九州ロジスティクス活性化研究会10月度(第4回)開催のご報告

平成27年度第4回(10月度)の研究会は、「天気予報で物流を変える 需要予測精度向上による食品ロス削減及び省エネ物流プロジェクト」の題目で、一般財団法人日本気象協会事業本部防災ソリューション事業部の中野様にご講演を頂きました。

物流分野は、たとえ時代や技術が進んでも何らかの形で気象の影響を受けざるを得ないことは不変ですが、一方で、気象予測の精度は年々向上しています。産業活動の1/3が何らかの気象リスクを負っている状況からすると、物流分野でも気象情報や予測をもっと活用できるのではないかという問題意識にもとづき、気象協会として、天気予報と関連付けた需要予測精度の向上によって食品ロス削減と省エネを実現しようとするプロジェクトを、経産省補助事業として平成26年度から開始されたとのことで、今回の研究会はその概況について紹介頂きました。

講演の冒頭で、そもそも我が国の最終エネルギー消費量の約2割は運輸部門によるものであり、また、食品分野では売上高物流コスト費が全業種平均より高く、返品や回収・廃棄といったリバース物流コストが多く発生している現状の問題に触れられ、これまでの商習慣を見なおして、企業間で連携して次世代物流を構築し、廃棄ロス削減や省エネを実現する意義について説明されました。ちなみに、我が国の食品ロスは、全世界の食糧援助量(390万トン/年)よりも大きく、500~800万トンに達するとされており、その半分は流通段階で発生すると分析されています(年間の食品関連の返品額は約1,700億円に達するとのこと!)。これら食品ロス発生の主要因は、需要量の予測精度が不十分で、注文量のミスマッチだとのことで、従来からメーカー・卸・小売・物流業者が分断されたサプライチェーン情報にもとづいて独自に需要予測を行なっているため、全体最適な物流が実現しないとの問題が存在します。

一方で、近年の気象予測の高精度化は目を見張るものがあり、気象協会にて、プロジェクト参画企業の過去の売上データを用いて解析したところ、売上予測と気温との相関は、今や相関係数0.984、決定係数0.97という高い精度で説明できるとのことです。その結果、当該企業のある製品を対象とした事例分析では、平成27年度に一定の在庫削減効果が得られたとのことです。この高精度な気象予測を小売・メーカー・卸・物流企業が共通インフラとして利用できるようになると、食品業界全体で、在庫や食品ロスの大幅削減の可能性も出てきます(当然、それに伴う環境負荷低減効果も生まれます)。

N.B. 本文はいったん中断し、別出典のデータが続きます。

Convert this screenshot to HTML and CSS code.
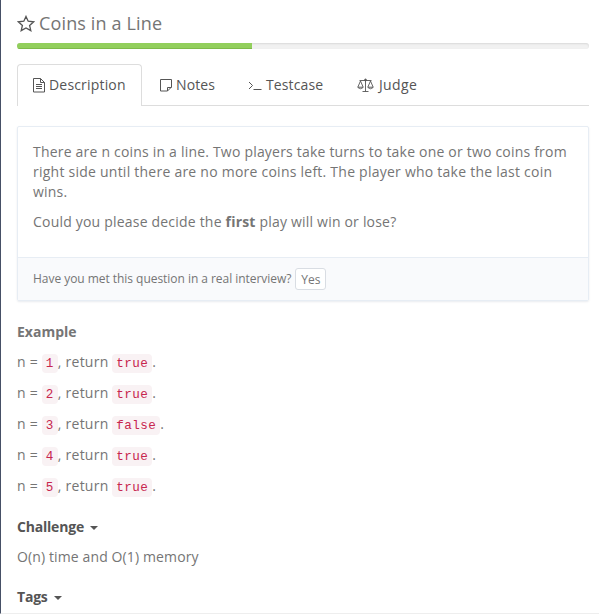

講演後は、「濃霧による高速道路の通行止めの問題を回避する方策の有無」や「湿度予測による倉庫内ダンボールの適正管理(座屈防止)」「参画する各企業のインセンティブ設計の重要性」などについて参加者から質問が出され、意見交換が行われました。

今回紹介頂いた取組みは、いわゆる「ビッグデータ」の解析と利用に関するものでもあり、今後、業種や業界を越えた情報(ビッグデータ)の共有とその利活用によって、自社のみならず社会全体の恩恵(ベネフィット)をいかに最大化するか、新しい視点や発想が求められていることを確認できました。